Y fue un partidazo. Ocasiones, fallos clamorosos, goles, golazos. Tuvo de todo lo bueno el partido. Carlos Maldonado había sustituido a Bonilla con el arranque del segundo tiempo y un trallazo desviado advertía que el bota de oro de América estaba listo para aniquilar con lo que mejor sabe hacer, marcar goles, al rival. Ese que dirige su amado padre.

Ganaba Academia 2-1. Dejaba fuera a Táchira y se metía en la liguilla por primera vez en la corta historia del cuadro porteño. El ambiente de fiesta en la pequeña tribuna del coqueto estadio homónimo en diminutivo del viejo campo de Boca Juniors, era extraordinario. La noble afición de Academia se veía en Cuartos de Final de la mano de Carlos Maldonado.

Al segundo minuto de los cinco agregados, Giancarlo giró de espaldas al arco, fuera del área, sin ver a puerta (no lo necesita, es un goleador y lo tiene tatuado en el cerebro) sacando un zapatazo tremendo de pierna derecha que se incrustó en las mallas, ajustadito en el palo izquierdo de Eduardo Herrera. Gol de Táchira. Gol de Giancarlo. Su gol no servía para meter a Táchira porque el implacable Edder Farías en Puerto La Cruz había marcado el gol que le bastaba al modesto Atlético Venezuela para dejar fuera al linajudo equipo andino. Servía solo para dejar a su papá fuera de la Liguilla.

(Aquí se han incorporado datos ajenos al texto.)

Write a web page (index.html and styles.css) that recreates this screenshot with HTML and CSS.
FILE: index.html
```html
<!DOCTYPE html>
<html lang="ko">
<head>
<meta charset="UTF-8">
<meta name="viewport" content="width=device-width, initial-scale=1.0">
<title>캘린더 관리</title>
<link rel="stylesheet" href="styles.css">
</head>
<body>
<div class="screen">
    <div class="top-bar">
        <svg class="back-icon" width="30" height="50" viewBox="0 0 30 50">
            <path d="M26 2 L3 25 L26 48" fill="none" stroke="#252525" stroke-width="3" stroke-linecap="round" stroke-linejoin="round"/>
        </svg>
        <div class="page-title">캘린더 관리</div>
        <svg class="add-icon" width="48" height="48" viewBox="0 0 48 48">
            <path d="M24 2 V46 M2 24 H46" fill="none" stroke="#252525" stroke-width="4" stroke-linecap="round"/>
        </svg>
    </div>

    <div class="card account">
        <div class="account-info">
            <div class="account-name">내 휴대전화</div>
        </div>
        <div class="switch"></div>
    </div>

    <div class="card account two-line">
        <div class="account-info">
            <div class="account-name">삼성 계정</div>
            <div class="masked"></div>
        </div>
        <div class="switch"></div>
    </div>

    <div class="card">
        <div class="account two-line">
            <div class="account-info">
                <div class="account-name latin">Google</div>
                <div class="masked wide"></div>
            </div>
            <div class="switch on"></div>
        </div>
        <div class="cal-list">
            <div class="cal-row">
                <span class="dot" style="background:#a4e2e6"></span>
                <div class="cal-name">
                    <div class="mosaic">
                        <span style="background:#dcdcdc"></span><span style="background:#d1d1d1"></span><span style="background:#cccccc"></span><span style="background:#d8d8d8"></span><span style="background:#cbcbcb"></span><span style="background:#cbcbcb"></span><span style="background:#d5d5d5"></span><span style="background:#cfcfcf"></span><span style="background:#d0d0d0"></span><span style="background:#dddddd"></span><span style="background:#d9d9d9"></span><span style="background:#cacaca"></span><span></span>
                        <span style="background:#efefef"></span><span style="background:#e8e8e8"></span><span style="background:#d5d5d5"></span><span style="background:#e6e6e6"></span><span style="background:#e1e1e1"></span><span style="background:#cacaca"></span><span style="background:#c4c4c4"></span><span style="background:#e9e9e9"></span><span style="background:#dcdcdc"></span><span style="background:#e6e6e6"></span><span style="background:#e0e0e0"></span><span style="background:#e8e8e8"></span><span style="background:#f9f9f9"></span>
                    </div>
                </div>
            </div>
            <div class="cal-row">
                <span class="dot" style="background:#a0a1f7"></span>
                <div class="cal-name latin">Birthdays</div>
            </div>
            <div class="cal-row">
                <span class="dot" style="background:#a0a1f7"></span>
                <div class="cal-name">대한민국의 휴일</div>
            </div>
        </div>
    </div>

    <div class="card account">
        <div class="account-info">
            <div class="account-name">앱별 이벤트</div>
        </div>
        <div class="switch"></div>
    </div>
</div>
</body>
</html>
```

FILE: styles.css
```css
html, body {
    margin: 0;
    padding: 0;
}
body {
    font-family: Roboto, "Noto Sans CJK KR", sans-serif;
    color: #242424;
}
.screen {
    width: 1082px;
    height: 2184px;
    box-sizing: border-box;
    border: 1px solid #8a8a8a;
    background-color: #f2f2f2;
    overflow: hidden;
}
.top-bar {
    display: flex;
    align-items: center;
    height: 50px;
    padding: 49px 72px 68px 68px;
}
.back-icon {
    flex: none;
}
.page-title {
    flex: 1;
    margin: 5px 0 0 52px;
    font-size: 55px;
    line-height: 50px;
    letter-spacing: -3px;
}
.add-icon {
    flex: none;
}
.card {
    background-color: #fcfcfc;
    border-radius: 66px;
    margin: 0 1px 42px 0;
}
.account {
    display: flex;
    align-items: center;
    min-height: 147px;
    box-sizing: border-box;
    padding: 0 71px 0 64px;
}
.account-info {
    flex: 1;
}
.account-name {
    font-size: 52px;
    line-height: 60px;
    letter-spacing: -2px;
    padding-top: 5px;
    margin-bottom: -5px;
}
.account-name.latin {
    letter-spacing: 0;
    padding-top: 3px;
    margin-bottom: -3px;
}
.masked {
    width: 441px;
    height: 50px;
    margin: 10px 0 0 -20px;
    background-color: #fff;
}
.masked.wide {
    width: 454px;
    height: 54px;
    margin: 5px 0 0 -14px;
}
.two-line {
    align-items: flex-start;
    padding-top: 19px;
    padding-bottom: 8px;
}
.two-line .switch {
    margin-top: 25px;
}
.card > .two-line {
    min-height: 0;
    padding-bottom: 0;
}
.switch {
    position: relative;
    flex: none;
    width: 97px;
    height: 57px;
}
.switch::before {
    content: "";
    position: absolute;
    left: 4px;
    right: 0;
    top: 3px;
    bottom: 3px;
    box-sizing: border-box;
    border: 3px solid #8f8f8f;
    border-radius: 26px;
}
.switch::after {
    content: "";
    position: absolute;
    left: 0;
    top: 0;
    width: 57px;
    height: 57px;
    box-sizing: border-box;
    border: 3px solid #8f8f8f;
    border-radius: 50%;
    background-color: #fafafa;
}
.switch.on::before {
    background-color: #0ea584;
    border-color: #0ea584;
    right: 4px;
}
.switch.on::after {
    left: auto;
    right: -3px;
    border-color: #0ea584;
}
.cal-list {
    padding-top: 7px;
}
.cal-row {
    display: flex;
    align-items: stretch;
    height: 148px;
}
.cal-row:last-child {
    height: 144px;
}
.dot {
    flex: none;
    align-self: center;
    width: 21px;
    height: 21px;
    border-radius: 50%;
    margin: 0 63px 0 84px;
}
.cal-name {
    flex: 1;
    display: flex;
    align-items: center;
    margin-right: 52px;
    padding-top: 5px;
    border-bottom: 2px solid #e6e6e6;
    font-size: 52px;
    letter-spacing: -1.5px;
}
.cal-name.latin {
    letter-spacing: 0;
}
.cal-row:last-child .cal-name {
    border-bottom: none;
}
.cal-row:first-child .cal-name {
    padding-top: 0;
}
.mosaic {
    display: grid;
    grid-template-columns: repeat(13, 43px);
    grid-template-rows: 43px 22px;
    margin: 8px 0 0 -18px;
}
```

El gol más amargo de la historia. Giancarlo rompió en llanto. Se subió la camisa y se tapó la cara porque le dolía lo que estaba ocasionando. La mordió. Nunca miró al banquillo del rival, donde Carlitos, contrariado, sin encontrar explicaciones, fuera de sí, se rascaba la cabeza, cerraba y abría una botellita plástica de agua mineral. Ninguno se veía a la cara. No había cómo. La vergüenza, la vergüenza bonita, la noble, la del fútbol puro, de uno para con otro era demasiada. El dolor de ambos era evidente e indescriptible.

¿Qué se habrán dicho al terminar el partido? ¿Qué otra profesión en el mundo permite que tu hijo amado te destruya tu objetivo laboral haciendo lo que tiene que hacer? ¿Qué habrá pasado por la mente en casa de la señora, esposa y madre, Tibisay, en este capítulo tan abyecto del destino?

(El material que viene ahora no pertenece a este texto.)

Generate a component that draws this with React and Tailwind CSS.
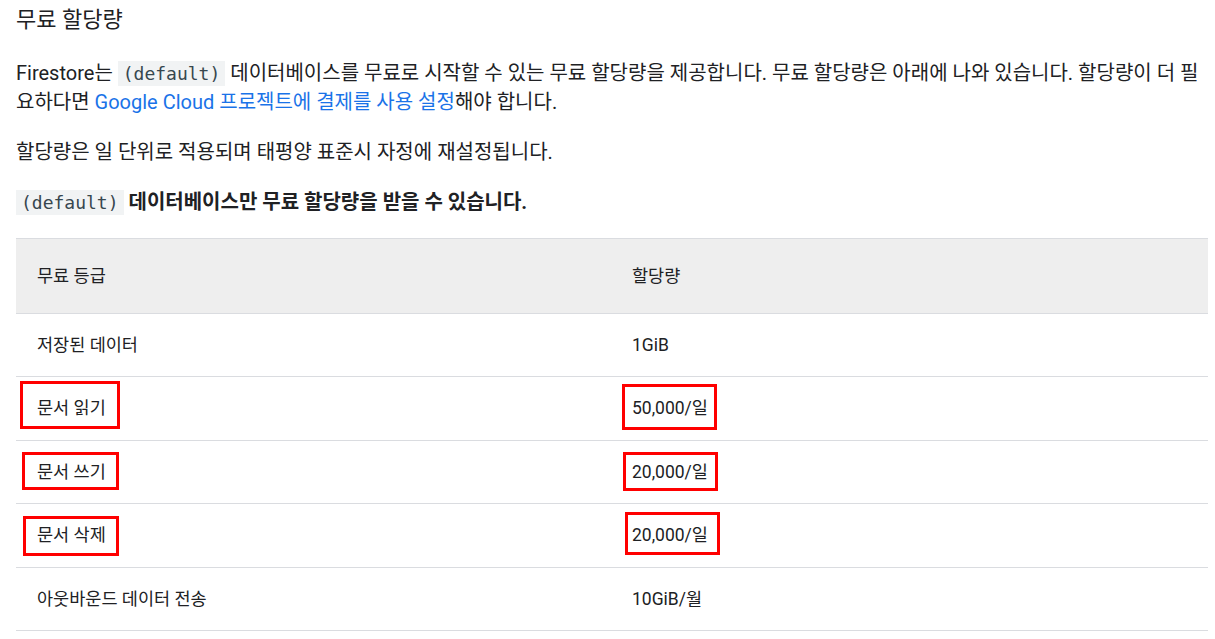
const rows = [
  { name: "저장된 데이터", quota: "1GiB" },
  {
    name: "문서 읽기",
    quota: "50,000/일",
    boxes: ["left-[4px] top-[4px] w-[100px] h-[48px]", "left-[606px] top-[7px] w-[95px] h-[46px]"],
  },
  {
    name: "문서 쓰기",
    quota: "20,000/일",
    boxes: ["left-[6px] top-[11px] w-[97px] h-[38px]", "left-[607px] top-[11px] w-[95px] h-[39px]"],
  },
  {
    name: "문서 삭제",
    quota: "20,000/일",
    boxes: ["left-[7px] top-[12px] w-[96px] h-[40px]", "left-[609px] top-[8px] w-[95px] h-[43px]"],
  },
  { name: "아웃바운드 데이터 전송", quota: "10GiB/월" },
];

const Code = ({ children }) => (
  <code className="bg-[#f1f3f4] text-[#37474f] px-[5px] py-[2px] font-['DejaVu_Sans_Mono',monospace] text-[18px] leading-[24px] font-medium">
    {children}
  </code>
);

export default function App() {
  return (
    <div className="bg-white min-h-screen pl-4 pr-[7px] pt-[3px] text-[#202124] font-[Roboto,'Noto_Sans_CJK_KR',sans-serif]">
      {/* Title */}
      <h2 className="text-[22px] leading-[34px] font-normal">무료 할당량</h2>

      <p className="mt-[22px] text-[20px] leading-[29px]">
        Firestore는 <Code>(default)</Code> 데이터베이스를 무료로 시작할 수 있는 무료 할당량을 제공합니다. 무료
        할당량은 아래에 나와 있습니다. 할당량이 더 필요하다면{" "}
        <a href="#" className="text-[#1a73e8]">
          Google Cloud 프로젝트에 결제를 사용 설정
        </a>
        해야 합니다.
      </p>

      <p className="mt-[21px] text-[20px] leading-[29px]">
        할당량은 일 단위로 적용되며 태평양 표준시 자정에 재설정됩니다.
      </p>

      <p className="mt-[21px] text-[20px] leading-[29px] font-bold">
        <Code>(default)</Code> 데이터베이스만 무료 할당량을 받을 수 있습니다.
      </p>

      {/* Quota table */}
      <div className="mt-[21px] border-t border-[#dadce0] text-[17.5px]">
        <div className="grid grid-cols-2 h-[75px] items-center bg-[#eeeeee] border-b border-[#dadce0]">
          <div className="pl-[21px]">무료 등급</div>
          <div className="pl-[20px]">할당량</div>
        </div>
        {rows.map((r) => (
          <div
            key={r.name + r.quota}
            className="relative grid grid-cols-2 h-[63.4px] items-center border-b border-[#dadce0]"
          >
            <div className="pl-[21px]">{r.name}</div>
            <div className="pl-[20px]">{r.quota}</div>
            {r.boxes &&
              r.boxes.map((b) => (
                <span key={b} className={`absolute border-[3px] border-[#ff0000] ${b}`} />
              ))}
          </div>
        ))}
      </div>
    </div>
  );
}
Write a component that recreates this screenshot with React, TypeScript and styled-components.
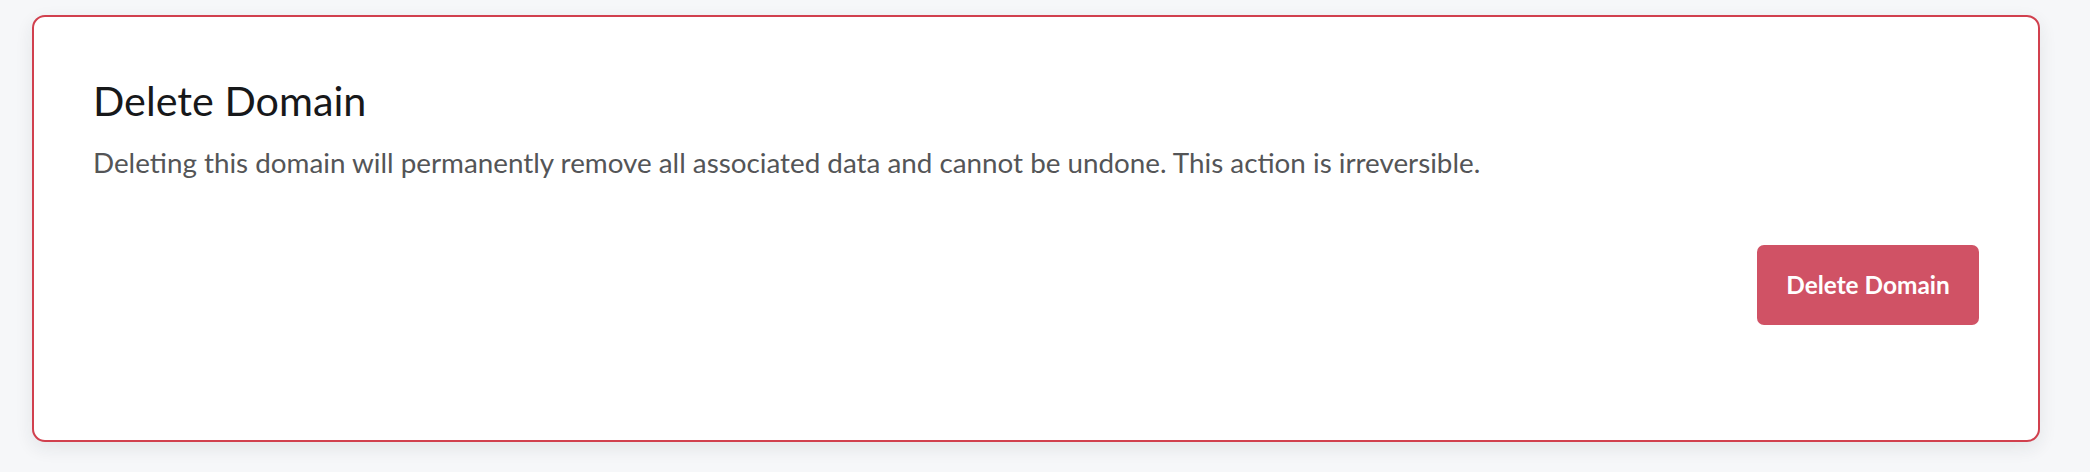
import styled, { createGlobalStyle } from 'styled-components';

const GlobalStyle = createGlobalStyle`
    html, body {
        margin: 0;
        padding: 0;
        background: #f6f7f9;
    }
    body {
        font-family: 'Lato', 'Liberation Sans', sans-serif;
    }
`;

const Page = styled.div`
    padding: 15px 50px 30px 32px;
`;

const DangerCard = styled.section`
    background: #ffffff;
    border: 2px solid #d1404e;
    border-radius: 13px;
    box-shadow: 0 6px 18px rgba(30, 40, 60, 0.09);
    padding: 59px 59px 115px 59px;
`;

const Title = styled.h2`
    margin: 0;
    font-size: 41.3px;
    line-height: 1.2;
    font-weight: 400;
    color: #17181a;
`;

const Description = styled.p`
    margin: 20px 0 0;
    font-size: 27.8px;
    line-height: 1.2;
    color: #545557;
`;

const Actions = styled.div`
    display: flex;
    justify-content: flex-end;
    margin-top: 66px;
`;

const DangerButton = styled.button`
    display: flex;
    align-items: center;
    justify-content: center;
    width: 222px;
    height: 80px;
    border: none;
    border-radius: 7px;
    background: #d05265;
    color: #ffffff;
    font-family: inherit;
    font-size: 24.4px;
    font-weight: 700;
    cursor: pointer;
`;

export default function App() {
    return (
        <>
            <GlobalStyle />
            <Page>
                <DangerCard>
                    <Title>Delete Domain</Title>
                    <Description>
                        Deleting this domain will permanently remove all associated data and cannot be undone. This action is irreversible.
                    </Description>
                    <Actions>
                        <DangerButton>Delete Domain</DangerButton>
                    </Actions>
                </DangerCard>
            </Page>
        </>
    );
}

El Whatsapp de Giancarlo hoy lunes 20 marcaba su última conexión a la 1:20 am. Se supone que a esta hora cuando escribo (mediodía), el ex goleador de Atlante y O’Higgin’s debe aún dormir, descansar de ese episodio. El dolor de la sangre puede más que el dolor de la piel. Hizo su trabajo, pero malogró el de su padre, quien ya dijo en redes sociales y ante los micrófonos que estaba de más orgulloso por lo que su hijo hizo.

“Eso fue con valores de los de antes, fútbol sincero”, me comentó esta mañana mi amigo y colega Walter Reinaldo Roque, uno de los que sabe mucho sobre eso de la familia y el fútbol. “Mi abuelo estaría satisfecho”, me dijo, consultado sobre qué pensaría el viejo “Cata” de lo que pasó.

En la amargura, también hay hermosura. El fútbol sincero, el de los buenos, sigue viviendo.